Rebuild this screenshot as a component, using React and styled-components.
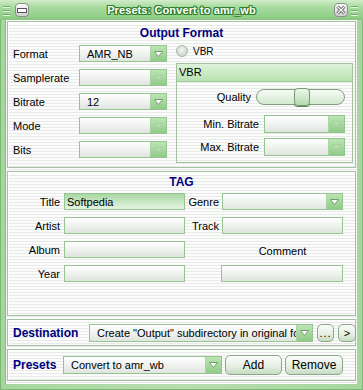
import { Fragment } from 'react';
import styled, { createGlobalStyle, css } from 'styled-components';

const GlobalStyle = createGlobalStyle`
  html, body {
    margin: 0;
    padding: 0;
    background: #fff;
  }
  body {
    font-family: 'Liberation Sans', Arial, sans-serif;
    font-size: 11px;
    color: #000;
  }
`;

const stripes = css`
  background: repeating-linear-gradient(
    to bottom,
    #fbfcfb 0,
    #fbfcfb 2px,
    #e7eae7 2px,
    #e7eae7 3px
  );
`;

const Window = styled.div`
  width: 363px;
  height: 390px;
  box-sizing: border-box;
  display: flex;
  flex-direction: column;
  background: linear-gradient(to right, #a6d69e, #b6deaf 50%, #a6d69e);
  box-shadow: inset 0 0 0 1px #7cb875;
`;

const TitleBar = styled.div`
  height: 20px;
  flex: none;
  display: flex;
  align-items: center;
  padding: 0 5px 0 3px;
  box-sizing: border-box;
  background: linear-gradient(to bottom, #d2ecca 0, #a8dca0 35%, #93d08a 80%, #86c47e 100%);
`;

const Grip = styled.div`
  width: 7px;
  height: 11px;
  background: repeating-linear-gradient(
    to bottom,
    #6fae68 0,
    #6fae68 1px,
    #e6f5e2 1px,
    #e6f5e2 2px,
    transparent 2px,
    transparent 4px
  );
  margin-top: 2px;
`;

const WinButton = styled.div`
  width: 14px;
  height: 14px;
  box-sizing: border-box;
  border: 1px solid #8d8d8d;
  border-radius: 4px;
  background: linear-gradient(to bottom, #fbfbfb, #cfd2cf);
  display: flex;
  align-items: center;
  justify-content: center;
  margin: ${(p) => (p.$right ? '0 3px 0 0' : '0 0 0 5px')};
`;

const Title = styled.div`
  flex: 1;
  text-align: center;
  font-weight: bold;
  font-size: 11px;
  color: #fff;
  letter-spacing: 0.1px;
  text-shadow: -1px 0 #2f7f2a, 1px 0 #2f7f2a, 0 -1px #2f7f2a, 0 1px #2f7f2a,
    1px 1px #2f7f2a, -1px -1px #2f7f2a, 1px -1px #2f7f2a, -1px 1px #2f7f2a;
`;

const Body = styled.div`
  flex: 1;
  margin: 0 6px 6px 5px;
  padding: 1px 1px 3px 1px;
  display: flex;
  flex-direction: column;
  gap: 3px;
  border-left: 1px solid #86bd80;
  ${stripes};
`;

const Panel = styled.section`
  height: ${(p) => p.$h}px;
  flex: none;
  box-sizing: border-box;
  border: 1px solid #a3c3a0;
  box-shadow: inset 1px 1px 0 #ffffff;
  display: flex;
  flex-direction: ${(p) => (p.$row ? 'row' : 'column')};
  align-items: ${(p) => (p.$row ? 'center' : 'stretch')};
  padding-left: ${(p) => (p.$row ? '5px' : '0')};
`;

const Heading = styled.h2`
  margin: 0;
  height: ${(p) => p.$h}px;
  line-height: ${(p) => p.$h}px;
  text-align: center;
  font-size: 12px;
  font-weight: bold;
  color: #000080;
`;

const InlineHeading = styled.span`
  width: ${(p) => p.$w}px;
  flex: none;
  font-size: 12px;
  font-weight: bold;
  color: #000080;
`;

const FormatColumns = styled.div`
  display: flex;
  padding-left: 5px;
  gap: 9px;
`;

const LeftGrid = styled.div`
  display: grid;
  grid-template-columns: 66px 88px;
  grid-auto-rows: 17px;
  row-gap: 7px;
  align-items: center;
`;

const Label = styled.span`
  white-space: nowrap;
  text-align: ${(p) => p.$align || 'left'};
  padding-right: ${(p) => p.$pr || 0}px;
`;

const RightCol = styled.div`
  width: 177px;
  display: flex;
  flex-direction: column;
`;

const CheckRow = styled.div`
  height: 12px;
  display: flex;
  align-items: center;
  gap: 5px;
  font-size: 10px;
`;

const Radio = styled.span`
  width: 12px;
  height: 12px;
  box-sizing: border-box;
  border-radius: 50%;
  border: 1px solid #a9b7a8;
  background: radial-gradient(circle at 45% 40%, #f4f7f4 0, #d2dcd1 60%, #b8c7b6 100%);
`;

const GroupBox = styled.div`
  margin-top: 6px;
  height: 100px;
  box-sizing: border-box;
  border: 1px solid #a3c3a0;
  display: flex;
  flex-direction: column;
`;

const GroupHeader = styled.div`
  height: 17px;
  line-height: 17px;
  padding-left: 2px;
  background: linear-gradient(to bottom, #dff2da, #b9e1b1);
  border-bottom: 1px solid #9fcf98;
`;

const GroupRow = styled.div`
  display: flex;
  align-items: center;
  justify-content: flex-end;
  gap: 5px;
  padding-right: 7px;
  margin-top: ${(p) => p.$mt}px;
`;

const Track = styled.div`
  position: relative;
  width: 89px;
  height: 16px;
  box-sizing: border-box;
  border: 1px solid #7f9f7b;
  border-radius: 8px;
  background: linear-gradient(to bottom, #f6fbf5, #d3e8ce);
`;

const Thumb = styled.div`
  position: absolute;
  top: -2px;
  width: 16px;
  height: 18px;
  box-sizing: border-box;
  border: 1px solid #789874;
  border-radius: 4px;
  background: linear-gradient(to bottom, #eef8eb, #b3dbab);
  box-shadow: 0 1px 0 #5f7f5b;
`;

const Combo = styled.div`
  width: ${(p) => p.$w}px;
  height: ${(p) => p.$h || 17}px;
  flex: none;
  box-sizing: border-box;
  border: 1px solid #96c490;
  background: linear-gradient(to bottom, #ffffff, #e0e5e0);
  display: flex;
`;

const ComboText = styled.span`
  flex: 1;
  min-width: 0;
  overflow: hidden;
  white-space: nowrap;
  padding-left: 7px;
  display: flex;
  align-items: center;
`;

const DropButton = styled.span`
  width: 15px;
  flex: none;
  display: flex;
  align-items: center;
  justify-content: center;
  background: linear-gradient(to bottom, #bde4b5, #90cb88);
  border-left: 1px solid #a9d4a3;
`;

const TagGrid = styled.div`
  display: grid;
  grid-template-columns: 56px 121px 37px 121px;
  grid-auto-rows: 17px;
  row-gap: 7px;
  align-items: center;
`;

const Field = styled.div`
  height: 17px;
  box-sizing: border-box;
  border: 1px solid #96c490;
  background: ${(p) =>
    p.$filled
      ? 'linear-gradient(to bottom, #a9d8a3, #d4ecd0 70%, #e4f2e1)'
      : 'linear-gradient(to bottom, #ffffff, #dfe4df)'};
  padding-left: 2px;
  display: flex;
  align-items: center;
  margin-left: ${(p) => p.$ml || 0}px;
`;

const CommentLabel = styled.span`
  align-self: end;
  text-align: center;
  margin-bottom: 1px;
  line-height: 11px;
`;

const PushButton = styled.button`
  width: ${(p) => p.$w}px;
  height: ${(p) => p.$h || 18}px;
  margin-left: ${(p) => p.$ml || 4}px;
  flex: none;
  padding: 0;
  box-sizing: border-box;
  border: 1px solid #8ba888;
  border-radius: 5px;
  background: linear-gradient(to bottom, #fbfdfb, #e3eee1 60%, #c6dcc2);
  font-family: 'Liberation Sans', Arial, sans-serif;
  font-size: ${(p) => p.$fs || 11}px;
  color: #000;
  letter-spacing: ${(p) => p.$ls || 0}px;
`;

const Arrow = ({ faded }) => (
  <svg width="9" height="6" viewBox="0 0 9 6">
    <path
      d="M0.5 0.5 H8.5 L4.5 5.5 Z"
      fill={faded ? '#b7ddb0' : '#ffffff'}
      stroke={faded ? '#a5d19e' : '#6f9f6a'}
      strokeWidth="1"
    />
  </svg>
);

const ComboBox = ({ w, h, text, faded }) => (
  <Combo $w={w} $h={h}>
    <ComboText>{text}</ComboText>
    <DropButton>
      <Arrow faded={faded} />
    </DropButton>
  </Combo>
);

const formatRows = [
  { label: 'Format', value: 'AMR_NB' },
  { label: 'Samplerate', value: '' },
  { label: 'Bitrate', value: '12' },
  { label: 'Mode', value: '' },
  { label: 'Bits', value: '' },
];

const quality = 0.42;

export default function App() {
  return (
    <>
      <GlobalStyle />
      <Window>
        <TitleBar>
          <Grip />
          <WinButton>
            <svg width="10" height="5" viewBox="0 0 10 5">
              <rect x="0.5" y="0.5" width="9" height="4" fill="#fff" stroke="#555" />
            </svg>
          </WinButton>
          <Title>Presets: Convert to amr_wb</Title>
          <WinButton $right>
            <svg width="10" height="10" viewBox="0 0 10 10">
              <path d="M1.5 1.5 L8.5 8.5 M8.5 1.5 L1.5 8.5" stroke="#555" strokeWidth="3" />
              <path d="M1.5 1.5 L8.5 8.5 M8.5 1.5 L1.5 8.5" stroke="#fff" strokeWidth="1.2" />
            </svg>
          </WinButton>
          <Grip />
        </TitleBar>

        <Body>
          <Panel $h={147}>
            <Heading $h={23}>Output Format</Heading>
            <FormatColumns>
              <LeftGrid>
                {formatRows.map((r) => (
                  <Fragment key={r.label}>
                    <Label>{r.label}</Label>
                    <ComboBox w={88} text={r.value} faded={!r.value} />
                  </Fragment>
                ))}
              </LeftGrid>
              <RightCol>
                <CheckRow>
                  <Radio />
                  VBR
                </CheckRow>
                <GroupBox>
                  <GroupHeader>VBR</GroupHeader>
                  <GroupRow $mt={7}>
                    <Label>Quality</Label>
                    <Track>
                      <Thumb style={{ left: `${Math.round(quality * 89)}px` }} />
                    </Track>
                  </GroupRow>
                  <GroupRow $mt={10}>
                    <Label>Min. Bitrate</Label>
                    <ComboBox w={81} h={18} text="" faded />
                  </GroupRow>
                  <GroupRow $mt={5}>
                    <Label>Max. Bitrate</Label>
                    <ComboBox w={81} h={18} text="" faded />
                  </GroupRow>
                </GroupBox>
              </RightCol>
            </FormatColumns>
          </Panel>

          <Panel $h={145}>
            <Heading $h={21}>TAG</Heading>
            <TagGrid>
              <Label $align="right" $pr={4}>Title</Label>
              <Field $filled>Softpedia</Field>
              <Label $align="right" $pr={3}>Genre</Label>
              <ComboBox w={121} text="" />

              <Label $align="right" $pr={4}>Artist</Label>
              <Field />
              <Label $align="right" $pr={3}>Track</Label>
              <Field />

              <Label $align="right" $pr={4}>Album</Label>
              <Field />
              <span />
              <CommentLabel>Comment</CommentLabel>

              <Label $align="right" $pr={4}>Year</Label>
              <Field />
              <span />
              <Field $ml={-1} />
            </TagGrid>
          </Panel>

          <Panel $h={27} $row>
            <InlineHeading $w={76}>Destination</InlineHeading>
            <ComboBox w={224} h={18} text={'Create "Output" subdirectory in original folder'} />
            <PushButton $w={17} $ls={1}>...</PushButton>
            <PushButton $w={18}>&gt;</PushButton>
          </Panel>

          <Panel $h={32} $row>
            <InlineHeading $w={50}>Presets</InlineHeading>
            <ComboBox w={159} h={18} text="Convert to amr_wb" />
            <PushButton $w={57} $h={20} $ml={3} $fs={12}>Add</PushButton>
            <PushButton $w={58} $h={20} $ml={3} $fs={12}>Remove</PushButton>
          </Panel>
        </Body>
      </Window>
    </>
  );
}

**Description of the task**
Return every line in the listing that contains the word "components".

**The solution**
Rebuild this screenshot as a component, using React and styled-components.
import styled, { createGlobalStyle, css } from 'styled-components';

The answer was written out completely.